Motivation

As a researcher in Modern and Current History (102-03), my task (DB) is to convert digitized and digital-born sources into structured markup according to the TEI Guidelines. As a researcher in American Studies and Digital History (102, 105), my task (JK) is to extract information from digitized texts to identify and categorize information fragments.

Objectives

At the German Historical Institute in Washington DC, we use a diverse range of digitized and digital-born sources to study transnational, global and migration history. In order to improve the extraction of useful information in our textual collections (a bilingual collection of primary sources on German History, a corpus of migrant letters written from Germany to family members in North America as well as historical German-language newspapers in the U.S.), we tag named entities such as persons, organizations, or place names and link them to authority files such as the GND. The objective is not only to discover information about a named entity such as, for instance, “Kossuth,” but likewise to be able to efficiently categorize it in order to distinguish between the famous Hungarian revolutionary or a namesake. Data management measures and services as envisioned by Text+ aim to support the creation and enrichment of such richly annotated collections.

Solution

While there is a wealth of freely available command line tools, libraries and APIs for entity recognition such as Stanford NER, Spacy or WebLicht that support the languages we use (German/English) and can easily be integrated into the projects’ workflow, there is a lack of off the shelf tools or services for entity linking, e.g. connecting a containing “Albert Einstein” to https://d-nb.info/gnd/118529579. In our projects, we therefore decided to use the proprietary API https://www.textrazor.com/. While the quality of the results is convincing and the resulting WikiData-identifiers can easily be mapped to corresponding GND-identifiers, we would prefer an open solution that a) provides introspection on its routines in order to foster the transparency and reproducibility of results and b) can be tuned, for instance, through custom name/identifier lists in the case of the migrant letters or the newspapers, where, as opposed to our sources with generally known public figures, most people do not have corresponding WikiData-identifiers.

Challenges

High-quality named entity recognition, classification and linking is crucial for our studies.

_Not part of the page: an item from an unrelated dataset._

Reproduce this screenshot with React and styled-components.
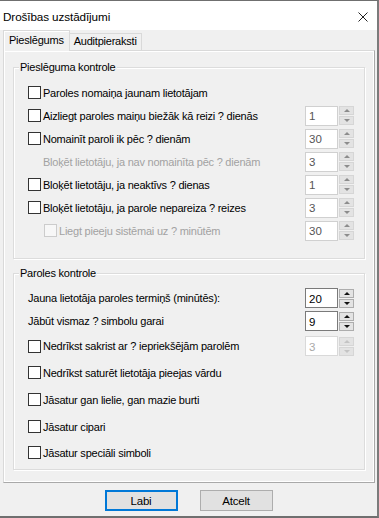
import React from "react";
import styled, { createGlobalStyle } from "styled-components";

const GlobalStyle = createGlobalStyle`
	html, body {
		margin: 0;
		padding: 0;
		background: #f0f0f0;
	}
	body {
		font-family: "Liberation Sans", Arial, sans-serif;
		font-size: 11px;
		letter-spacing: -0.22px;
		color: #000;
	}
`;

const Window = styled.div`
	width: 379px;
	height: 518px;
	box-sizing: border-box;
	display: flex;
	flex-direction: column;
	background: #f0f0f0;
	border-top: 1px solid #6f6f6f;
	border-right: 2px solid #7b7b7b;
	border-bottom: 2px solid #6f6f6f;
`;

const TitleBar = styled.div`
	height: 29px;
	box-sizing: border-box;
	padding: 2px 9px 0 3px;
	display: flex;
	align-items: center;
	justify-content: space-between;
	background: #fff;
	font-size: 11.7px;
	letter-spacing: -0.1px;
`;

const CloseIcon = () => (
	<svg width="10" height="10" viewBox="0 0 10 10">
		<path d="M0.5 0.5 L9.5 9.5 M9.5 0.5 L0.5 9.5" stroke="#222" strokeWidth="1" fill="none" />
	</svg>
);

const TabStrip = styled.div`
	height: 20px;
	display: flex;
	align-items: flex-end;
	padding-left: 3px;
	position: relative;
	z-index: 1;
`;

const Tab = styled.div`
	box-sizing: border-box;
	height: ${(p) => (p.$active ? "21px" : "17px")};
	margin-bottom: ${(p) => (p.$active ? "-1px" : "0")};
	padding: ${(p) => (p.$active ? "3px 5px 0 5px" : "1px 4px 0 4px")};
	border: 1px solid #d9d9d9;
	border-bottom: none;
	border-left: ${(p) => (p.$active ? "1px solid #d9d9d9" : "none")};
	background: #f0f0f0;
	box-shadow: ${(p) => (p.$active ? "inset 1px 1px 0 #fff" : "none")};
	white-space: nowrap;
`;

const Panel = styled.div`
	margin: 0 2px 0 3px;
	padding: 16px 9px 12px 9px;
	border: 1px solid #a9a9a9;
	border-top-color: #d9d9d9;
	border-left-color: #d9d9d9;
	box-shadow: inset 1px 1px 0 #fff, inset -1px -1px 0 #fff;
	display: flex;
	flex-direction: column;
	gap: 14px;
`;

const Group = styled.div`
	position: relative;
	box-sizing: border-box;
	height: ${(p) => p.$height}px;
	padding: 13px 10px 0 14px;
	border: 1px solid #dcdcdc;
	box-shadow: 1px 1px 0 #fff, inset 1px 1px 0 #fff;
`;

const Legend = styled.span`
	position: absolute;
	top: -7px;
	left: 5px;
	padding: 0 1px;
	line-height: 13px;
	background: #f0f0f0;
`;

const Row = styled.div`
	height: ${(p) => p.$h || 23}px;
	display: flex;
	align-items: center;
	padding-left: ${(p) => p.$indent || 0}px;
`;

const Label = styled.label`
	flex: 1;
	display: flex;
	align-items: center;
	gap: 2px;
	color: ${(p) => (p.$disabled ? "#a2a2a2" : "#000")};
	white-space: nowrap;
`;

const Box = styled.span`
	width: 13px;
	height: 13px;
	box-sizing: border-box;
	flex: none;
	border: 1px solid ${(p) => (p.$disabled ? "#cccccc" : "#333")};
	background: ${(p) => (p.$disabled ? "#f7f7f7" : "#fff")};
`;

const Spinner = styled.div`
	display: flex;
	align-items: center;
	gap: 1px;
`;

const Field = styled.div`
	width: 33px;
	height: 20px;
	box-sizing: border-box;
	padding: 1px 0 0 3px;
	display: flex;
	align-items: center;
	background: #fff;
	border: 1px solid ${(p) => (p.$tone === "active" ? "#7a7a7a" : p.$tone === "off" ? "#d9d9d9" : "#d0d0d0")};
	color: ${(p) => (p.$tone === "active" ? "#000" : p.$tone === "off" ? "#a8a8a8" : "#555")};
	font-size: 11.5px;
	letter-spacing: 0;
`;

const Arrows = styled.div`
	display: flex;
	flex-direction: column;
	gap: 1px;
`;

const Arrow = styled.div`
	width: 15px;
	height: 9px;
	box-sizing: border-box;
	display: flex;
	align-items: center;
	justify-content: center;
	background: #e3e3e3;
	border: 1px solid ${(p) => (p.$tone === "active" ? "#adadad" : "#d6d6d6")};
	&::after {
		content: "";
		border-left: 3px solid transparent;
		border-right: 3px solid transparent;
		${(p) => (p.$down ? "border-top" : "border-bottom")}: 3px solid
			${(p) => (p.$tone === "active" ? "#111" : p.$tone === "off" ? "#c4c4c4" : "#8c8c8c")};
	}
`;

const Spin = ({ value, tone }) => (
	<Spinner>
		<Field $tone={tone}>{value}</Field>
		<Arrows>
			<Arrow $tone={tone} />
			<Arrow $tone={tone} $down />
		</Arrows>
	</Spinner>
);

const Footer = styled.div`
	flex: 1;
	display: flex;
	justify-content: center;
	align-items: flex-start;
	gap: 22px;
	padding-top: 7px;
`;

const Button = styled.button`
	width: 73px;
	height: 21px;
	box-sizing: border-box;
	padding: 0;
	font-family: inherit;
	font-size: 11.5px;
	letter-spacing: inherit;
	color: #000;
	background: #e1e1e1;
	border: ${(p) => (p.$primary ? "2px solid #0078d7" : "1px solid #adadad")};
`;

const CheckRow = ({ text, spin, tone, disabled, indent, h }) => (
	<Row $indent={indent} $h={h}>
		<Label $disabled={disabled}>
			<Box $disabled={disabled} />
			{text}
		</Label>
		{spin && <Spin value={spin} tone={tone} />}
	</Row>
);

export default function App() {
	return (
		<>
			<GlobalStyle />
			<Window>
				<TitleBar>
					<span>Drošības uzstādījumi</span>
					<CloseIcon />
				</TitleBar>
				<TabStrip>
					<Tab $active>Pieslēgums</Tab>
					<Tab>Auditpieraksti</Tab>
				</TabStrip>
				<Panel>
					<Group $height={192}>
						<Legend>Pieslēguma kontrole</Legend>
						<CheckRow text="Paroles nomaiņa jaunam lietotājam" />
						<CheckRow text="Aizliegt paroles maiņu biežāk kā reizi ? dienās" spin="1" />
						<CheckRow text="Nomainīt paroli ik pēc ? dienām" spin="30" />
						<Row $indent={15}>
							<Label $disabled>Bloķēt lietotāju, ja nav nomainīta pēc ? dienām</Label>
							<Spin value="3" />
						</Row>
						<CheckRow text="Bloķēt lietotāju, ja neaktīvs ? dienas" spin="1" />
						<CheckRow text="Bloķēt lietotāju, ja parole nepareiza ? reizes" spin="3" />
						<CheckRow text="Liegt pieeju sistēmai uz ? minūtēm" spin="30" disabled indent={16} />
					</Group>
					<Group $height={197}>
						<Legend>Paroles kontrole</Legend>
						<Row $h={22} $indent={-1}>
							<Label>Jauna lietotāja paroles termiņš (minūtēs):</Label>
							<Spin value="20" tone="active" />
						</Row>
						<Row $h={24} $indent={-1}>
							<Label>Jābūt vismaz ? simbolu garai</Label>
							<Spin value="9" tone="active" />
						</Row>
						<CheckRow h={26} text="Nedrīkst sakrist ar ? iepriekšējām parolēm" spin="3" tone="off" />
						<CheckRow h={27} text="Nedrīkst saturēt lietotāja pieejas vārdu" />
						<CheckRow h={27} text="Jāsatur gan lielie, gan mazie burti" />
						<CheckRow h={27} text="Jāsatur cipari" />
						<CheckRow h={25} text="Jāsatur speciāli simboli" />
					</Group>
				</Panel>
				<Footer>
					<Button $primary>Labi</Button>
					<Button>Atcelt</Button>
				</Footer>
			</Window>
		</>
	);
}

However, our historical datasets give rise to a number of challenges: they are considerably smaller than “contemporary” corpora, contain different language varieties, and include a high rate of optical character recognition (OCR) errors. Though named entity linking has been actively researched in the open, e.g. in the context of DBpedia Spotlight project, it is not yet clear if a Text+-service building upon such research could readily provide results comparable to commercial solutions such as TextRazor.

Review by community

Our studies fill an empirical gap by considering historical (bilingual) datasets. In case Text+ decides to provide an entity linking API, we would commit to test the service and compare its results with our current API.

Daniel Burckhardt (DB), Jana Keck (JK)